People often ask how others are able to accrue so many miles and points so quickly without flying much. One of the ways to do it is by credit card churning.
Explanation of Churning
Credit card churning consists of the following steps:
- Sign up for a credit card and obtain the sign up bonus (usually the first year fee is waived)
- Cancel the credit card once you received the sign up bonus (usually cancel before the second year annual fee)
- Allow the waiting period to pass and then sign up again for the same credit card
The result is that you will obtain multiple sign up bonuses for the same credit card, most often without incurring any annual fees. Even if you do pay the annual fee, it will only be for the first year and the sign up bonus is worth more than the fee.
Minimum Spend Requirement
We often aim to look for credit cards that earn us 1% to 2% on all purchases. Some credit cards offer 3% or even 4% on specific category spending; usually drug stores, gas, groceries and restaurant purchases.
When it comes to credit card churning, there is usually a minimum spend requirement that must be met within a specific period of time. For example, the TD Aeroplan Visa Infinite card had a promotion where the first year fee was waived, along with 25,000 sign up bonus Aeroplan miles if you spend $1,000 within the first 3 months.
In the example above, let’s say I earn 1 Aeroplan mile for all my spending, I would have spent $1,000 and earned 26,000 sign up bonus Aeroplan. Once I reach the minimum spending, I would be moving on to the next credit card to reach the spending for another sign up bonus.
I would not go on a shopping frenzy just to meet the minimum spend requirement. What I would recommend is to buy gift cards of stores that you frequently visit for routine spending, such as drug stores, gas, groceries and restaurants.
First of all, if you do not have the funds to pay for your credit card bills in full, I actually strongly recommend against having a credit card to begin with. It will only drag down your credit score by having one. Furthermore, the interest that you pay on the credit card bill will nullify any rewards that you may earn.

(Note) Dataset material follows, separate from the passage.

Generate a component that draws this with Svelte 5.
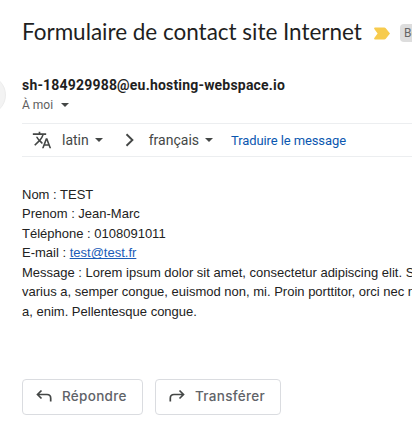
<script lang="ts">
  const subject = 'Formulaire de contact site Internet'
  const sender = 'sh-184929988@eu.hosting-webspace.io'

  const fields = [
    { label: 'Nom', value: 'TEST' },
    { label: 'Prenom', value: 'Jean-Marc' },
    { label: 'Téléphone', value: '0108091011' },
  ]

  const messageLines = [
    'Message : Lorem ipsum dolor sit amet, consectetur adipiscing elit. Sed non risus.',
    'varius a, semper congue, euismod non, mi. Proin porttitor, orci nec nonummy',
    'a, enim. Pellentesque congue.',
  ]
</script>

<main class="mail">
  <header class="subject">
    <h1>{subject}</h1>
    <svg class="marker" width="16" height="13" viewBox="0 0 16 13">
      <path d="M1 .5h9.2c.7 0 1.2.3 1.6.8L16 6.5l-4.2 5.2c-.4.5-.9.8-1.6.8H1c-.8 0-1.1-.8-.7-1.4L3.6 6.5.3 1.9C-.1 1.3.2.5 1 .5z" fill="#f7cb4d" />
    </svg>
    <span class="label">Boîte de réception</span>
  </header>

  <section class="sender">
    <span class="avatar"></span>
    <div class="sender-info">
      <strong>{sender}</strong>
      <button type="button" class="recipient">
        <span>À moi</span>
        <i class="caret"></i>
      </button>
    </div>
  </section>

  <nav class="translate">
    <svg class="translate-icon" width="20" height="20" viewBox="0 0 24 24" fill="#444746">
      <path d="M12.87 15.07l-2.54-2.51.03-.03A17.52 17.52 0 0 0 14.07 6H17V4h-7V2H8v2H1v1.990h11.17C11.5 7.92 10.44 9.75 9 11.35 8.07 10.32 7.3 9.19 6.69 8h-2c.73 1.63 1.73 3.17 2.98 4.56l-5.09 5.020L4 19l5-5 3.110 3.110.76-2.040zM18.5 10h-2L12 22h2l1.12-3h4.75L21 22h2l-4.5-12zm-2.62 7l1.62-4.33L19.12 17h-3.24z" />
    </svg>
    <span class="source">latin</span>
    <i class="caret"></i>
    <svg class="chevron" width="10" height="14" viewBox="0 0 10 14">
      <path d="M1.5 1.3L7.4 7l-5.9 5.7" fill="none" stroke="#444746" stroke-width="1.9" />
    </svg>
    <span class="language">français</span>
    <i class="caret"></i>
    <a class="translate-link" href="#translate">Traduire le message</a>
  </nav>

  <article class="body">
    {#each fields as field}
      <p>{field.label} : {field.value}</p>
    {/each}
    <p>E-mail : <a href="mailto:test@test.fr">test@test.fr</a></p>
    {#each messageLines as line}
      <p>{line}</p>
    {/each}
  </article>

  <footer class="actions">
    <button type="button" class="action">
      <svg width="16" height="14" viewBox="0 0 16 14">
        <path d="M5.5 1.5l-4 4 4 4M1.5 5.5H11c2.3 0 3.7 1.4 3.7 3.7v3.3" />
      </svg>
      <span>Répondre</span>
    </button>
    <button type="button" class="action">
      <svg width="16" height="14" viewBox="0 0 16 14">
        <path d="M10.5 1.5l4 4-4 4M14.5 5.5H5C2.7 5.5 1.3 6.9 1.3 9.2v3.3" />
      </svg>
      <span>Transférer</span>
    </button>
  </footer>
</main>

<style>
  :global(body) {
    margin: 0;
    background: #fff;
  }

  .mail {
    box-sizing: border-box;
    width: 100%;
    height: 435px;
    padding: 16px 0 0 22px;
    overflow: hidden;
    color: #222;
    font-family: Roboto, sans-serif;
    white-space: nowrap;
  }

  button {
    padding: 0;
    border: 0;
    background: none;
    font: inherit;
  }

  .subject {
    display: flex;
    align-items: center;
    height: 34px;
  }

  h1 {
    flex: none;
    width: 340px;
    margin: 0;
    padding-bottom: 2px;
    color: #1f1f1f;
    font-family: Lato, sans-serif;
    font-size: 22.5px;
    font-weight: 400;
    letter-spacing: -0.02px;
    line-height: 32px;
  }

  .marker {
    flex: none;
    margin-left: 12px;
  }

  .label {
    flex: none;
    margin-left: 10px;
    padding: 0 4px;
    border-radius: 4px;
    background: #ddd;
    color: #666;
    font-size: 12px;
    line-height: 18px;
  }

  .sender {
    display: flex;
    align-items: flex-start;
    height: 48px;
    margin: 25px 0 0 -56px;
  }

  .avatar {
    box-sizing: border-box;
    flex: none;
    width: 40px;
    height: 40px;
    border: 1px solid #ececec;
    border-radius: 50%;
    background: #f3f3f3;
  }

  .sender-info {
    margin-left: 16px;
  }

  strong {
    display: block;
    color: #1f1f1f;
    font-size: 14px;
    font-weight: 700;
    letter-spacing: 0.19px;
    line-height: 20px;
  }

  .recipient {
    display: flex;
    align-items: center;
    gap: 8px;
    color: #5e5e5e;
    font-size: 12px;
    line-height: 20px;
  }

  .caret {
    flex: none;
    border: 4px solid transparent;
    border-top-color: #444746;
    border-bottom: 0;
  }

  .translate {
    box-sizing: border-box;
    display: flex;
    align-items: center;
    height: 34px;
    border-top: 1px solid #eceef0;
    border-bottom: 1px solid #eceef0;
    color: #444746;
    font-size: 14px;
  }

  .translate-icon {
    margin: 0 10px;
  }

  .source,
  .language {
    margin-right: 6px;
  }

  .chevron {
    margin: 0 14px 0 22px;
  }

  .translate-link {
    margin-left: 18px;
    color: #0b57b0;
    font-size: 13px;
    letter-spacing: -0.1px;
    text-decoration: none;
  }

  .body {
    height: 137px;
    margin-top: 27.9px;
    font-family: 'Liberation Sans', Arial, sans-serif;
    font-size: 13px;
    line-height: 19.5px;
  }

  .body p {
    margin: 0;
  }

  .body a {
    color: #1a5cb8;
  }

  .actions {
    display: flex;
    gap: 12px;
    margin-top: 57.1px;
  }

  .action {
    box-sizing: border-box;
    display: flex;
    align-items: center;
    gap: 10px;
    width: 121px;
    height: 36px;
    padding: 0 0 1px 13px;
    border: 1px solid #dadce0;
    border-radius: 4px;
    color: #5f6368;
    font-family: Inter, sans-serif;
    font-size: 13.5px;
    font-weight: 500;
    letter-spacing: 0.3px;
  }

  .action:last-child {
    width: 126px;
  }

  .action path {
    fill: none;
    stroke: #444746;
    stroke-width: 1.7;
  }
</style>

Another factor to consider is that every credit card application will lower your credit score by 5 to 10 points. By understanding how the credit scoring works, you will know that you can repair your score very quickly if you pay your bills in full and on time the following consecutive months. Furthermore, if you have a lot of credit limit available, it will help reduce your credit utilization ratio, which also helps your credit score.

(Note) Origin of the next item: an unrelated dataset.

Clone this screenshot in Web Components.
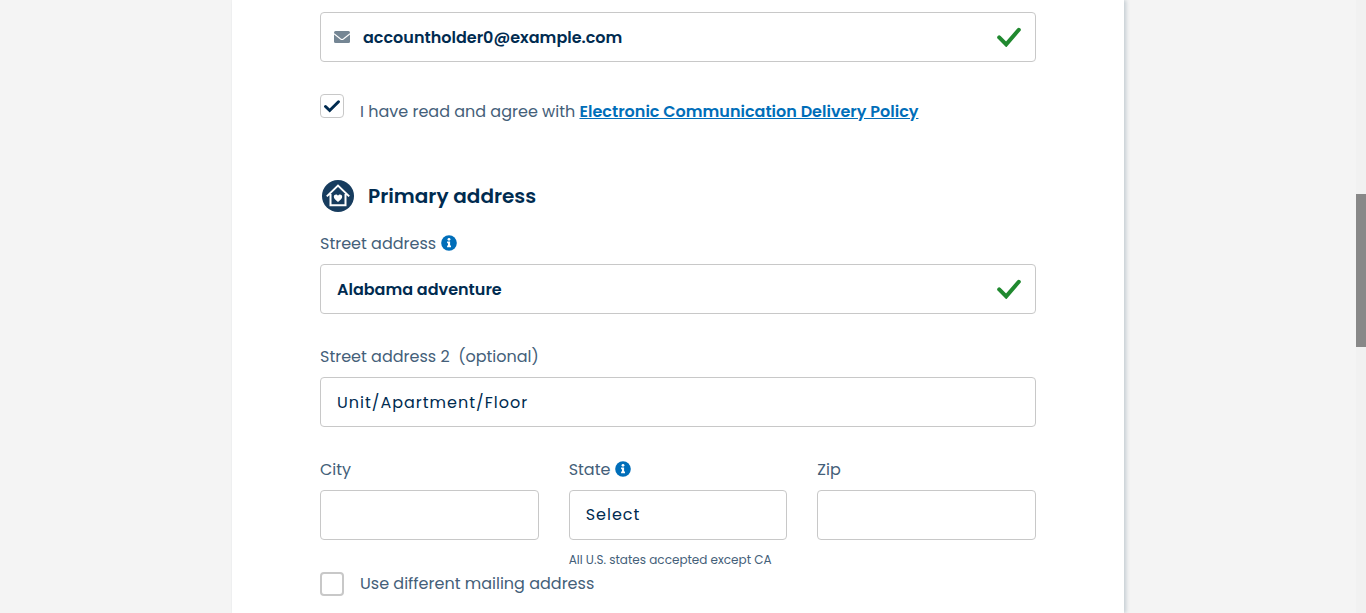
<!DOCTYPE html>
<html lang="en">
<head>
<meta charset="utf-8">
<meta name="viewport" content="width=device-width, initial-scale=1">
<title>Account details</title>
<style>
  html, body { margin: 0; }
  body {
    --navy: #002b50;
    --label: #446079;
    --blue: #006eb9;
    --border: #c8c8c8;
    font-family: Poppins, Inter, "Open Sans", sans-serif;
    font-size: 16px;
    line-height: 24px;
    color: var(--label);
    background: #f4f4f4;
  }
  a { color: var(--blue); font-weight: 600; text-decoration: underline; }
</style>
</head>
<body>
<app-shell>
  <form-card>
    <text-field type="email" value="accountholder0@example.com" name="Email" icon="mail" valid></text-field>
    <check-field class="consent" checked>I have read and agree with <a href="#policy">Electronic Communication Delivery Policy</a></check-field>
    <section-title>Primary address</section-title>
    <field-stack>
      <text-field label="Street address" value="Alabama adventure" info valid></text-field>
      <text-field label="Street address 2 &nbsp;(optional)" placeholder="Unit/Apartment/Floor"></text-field>
      <field-row>
        <text-field label="City"></text-field>
        <select-field label="State" info hint="All U.S. states accepted except CA"></select-field>
        <text-field label="Zip"></text-field>
      </field-row>
    </field-stack>
    <check-field class="mailing">Use different mailing address</check-field>
  </form-card>
  <scroll-rail slot="rail"></scroll-rail>
</app-shell>

<script>
  const define = (name, html, setup) => {
    const template = document.createElement('template');
    template.innerHTML = html;
    customElements.define(name, class extends HTMLElement {
      constructor() {
        super();
        this.attachShadow({ mode: 'open' }).append(template.content.cloneNode(true));
      }
      connectedCallback() { if (setup) setup(this, this.shadowRoot); }
    });
  };

  define('app-shell', `
    <style>
      :host { display: flex; min-height: 100vh; }
      main { flex: 1; display: flex; justify-content: center; min-width: 0; }
    </style>
    <main><slot></slot></main><slot name="rail"></slot>`);

  define('scroll-rail', `
    <style>
      :host { display: grid; grid-template-rows: 194fr 153fr 266fr; width: 10px; height: 100vh; position: sticky; top: 0; background: #f1f1f1; }
      div { grid-row: 2; background: #888; }
    </style>
    <div></div>`);

  define('form-card', `
    <style>
      :host { display: block; box-sizing: border-box; width: 100%; max-width: 892px; padding: 12px 88px 16px; background: #fff; box-shadow: 2px 0 4px #c3ccd2; clip-path: inset(0 -8px 0 -1px); }
      ::slotted(.consent) { margin-top: 32px; }
      ::slotted(section-title) { margin-top: 50px; }
      ::slotted(field-stack) { margin-top: 20px; }
      ::slotted(.mailing) { margin-top: 2px; }
    </style>
    <slot></slot>`);

  define('section-title', `
    <style>
      :host { display: block; }
      h2 { display: flex; align-items: center; gap: 14px; margin: 0; padding-left: 2px; font-size: 20px; line-height: 32px; font-weight: 600; color: var(--navy); }
      svg { width: 32px; height: 32px; flex: none; }
    </style>
    <h2>
      <svg viewBox="0 0 32 32" aria-hidden="true">
        <circle cx="16" cy="16" r="16" fill="#173c5e"/>
        <path d="M4.800 16.400 16 5.600l11.200 10.800M8.500 14v11.300h15V14" fill="none" stroke="#fff" stroke-width="2"/>
        <path d="M16 21.900c-2.500-1.900-4.200-3.200-4.200-5.100 0-2.700 3.200-3.200 4.200-1.100 1-2.100 4.200-1.600 4.200 1.100 0 1.900-1.700 3.200-4.200 5.100z" fill="#fff"/>
      </svg>
      <slot></slot>
    </h2>`);

  define('field-stack', `
    <style>:host { display: flex; flex-direction: column; gap: 31px; }</style><slot></slot>`);

  define('field-row', `
    <style>:host { display: grid; grid-template-columns: repeat(3, minmax(0, 1fr)); gap: 30px; align-items: start; }</style><slot></slot>`);

  define('info-button', `
    <style>
      :host { display: inline-flex; }
      button { display: flex; margin: 0; padding: 0 0 2px; border: 0; background: none; cursor: pointer; }
      svg { width: 16px; height: 16px; }
    </style>
    <button type="button" aria-label="More information">
      <svg viewBox="0 0 16 16" aria-hidden="true">
        <circle cx="8" cy="8" r="7.800" fill="#006eb9"/>
        <circle cx="8" cy="4.300" r="1.400" fill="#fff"/>
        <path d="M6.100 6.600h3v4h.9v1.600H6.100v-1.600H7V8.200h-.9z" fill="#fff"/>
      </svg>
    </button>`);

  const fieldStyles = `
    <style>
      :host { display: block; min-width: 0; }
      .caption { display: flex; align-items: center; gap: 5px; margin-bottom: 8px; }
      .box { display: flex; align-items: center; box-sizing: border-box; height: 50px; padding: 0 14px 0 16px; border: 1px solid var(--border); border-radius: 4px; background: #fff; }
      .mail { width: 16px; height: 12px; flex: none; margin: 0 13px 0 -3px; }
      .tick { width: 24px; height: 20px; flex: none; }
      input, select { flex: 1; min-width: 0; width: 100%; height: 100%; margin: 0; padding: 0; border: 0; outline: 0; background: none; font: inherit; color: var(--navy); appearance: none; }
      input { font-weight: 600; }
      input::placeholder { font-weight: 400; color: var(--navy); opacity: 1; }
      input::placeholder, select { letter-spacing: 1px; }
      .hint { margin: 10px 0 0; font-size: 12px; line-height: 20px; white-space: nowrap; }
      [hidden] { display: none; }
    </style>`;

  const setupField = (host, root) => {
    const label = host.getAttribute('label');
    root.querySelector('.caption').hidden = !label;
    root.querySelector('label').textContent = label || '';
    root.querySelector('info-button').hidden = !host.hasAttribute('info');
  };

  define('text-field', fieldStyles + `
    <div class="caption"><label for="control"></label><info-button></info-button></div>
    <div class="box">
      <svg class="mail" viewBox="0 0 16 12" aria-hidden="true">
        <rect width="16" height="12" rx="1.500" fill="#758694"/>
        <path d="M0 2.800 6.600 8q1.400 1 2.800 0L16 2.800" fill="none" stroke="#fff" stroke-width="1.100"/>
      </svg>
      <input id="control">
      <svg class="tick" viewBox="0 0 24 20" aria-hidden="true">
        <path d="M2.200 10.400 9.200 17.400 21.800 2.800" fill="none" stroke="#20892f" stroke-width="4" stroke-linecap="round"/>
      </svg>
    </div>`, (host, root) => {
      setupField(host, root);
      const input = root.querySelector('input');
      input.type = host.getAttribute('type') || 'text';
      input.value = host.getAttribute('value') || '';
      input.placeholder = host.getAttribute('placeholder') || '';
      if (host.hasAttribute('name')) input.setAttribute('aria-label', host.getAttribute('name'));
      if (!host.hasAttribute('icon')) root.querySelector('.mail').remove();
      if (!host.hasAttribute('valid')) root.querySelector('.tick').remove();
    });

  define('select-field', fieldStyles + `
    <div class="caption"><label for="control"></label><info-button></info-button></div>
    <div class="box"><select id="control"><option>Select</option></select></div>
    <p class="hint"></p>`, (host, root) => {
      setupField(host, root);
      root.querySelector('.hint').textContent = host.getAttribute('hint') || '';
    });

  define('check-field', `
    <style>
      :host { display: flex; gap: 16px; align-items: flex-start; }
      input { appearance: none; box-sizing: border-box; flex: none; width: 24px; height: 24px; margin: 0; border: 2px solid var(--border); border-radius: 4px; background: #fff; }
      input:checked { border-width: 1px; background: #fff url("data:image/svg+xml,%3Csvg xmlns='http://www.w3.org/2000/svg' viewBox='0 0 22 22'%3E%3Cpath d='M4.500 11.500 8.700 15.500 17.500 6.800' fill='none' stroke='%23002b50' stroke-width='3' stroke-linecap='round'/%3E%3C/svg%3E") center / 22px 22px; }
      label { line-height: 24px; }
      :host([checked]) label { line-height: 36px; }
    </style>
    <input type="checkbox" id="control"><label for="control"><slot></slot></label>`,
    (host, root) => { root.querySelector('input').checked = host.hasAttribute('checked'); });
</script>
</body>
</html>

If you are not applying for a mortgage any time soon, then you won’t have to worry about your credit score as much, so long as you pay your bills on time and in full. But if you plan to apply for a mortgage, I would take at least a 6 months break from credit card applications until you qualify for the mortgage, before going at it again.
Every credit card company has a different waiting period before you can sign up for the same credit card. You will generally see 6 or 12 months waiting period before you can sign up for the same credit card again. The waiting period can vary from when you last cancelled your credit card or from when you last received the sign up bonus.
Either way, please read the fine print carefully. Some credit card companies may not even have a waiting period.
Credit card companies are aware of the practice of churning credit cards and I strongly suspect that they will slowly shut down credit card churning. American Express already took the lead by implementing a rule that only permits us to qualify for their sign up bonus once in our lifetime, unless you are referred by a friend. Even through the referral, there is a 6 months waiting period in between.
So if you have been thinking about churning I would do it ASAP while you still can. If and when there is a full stop to credit card churning, I will give my thoughts on other credit card strategies.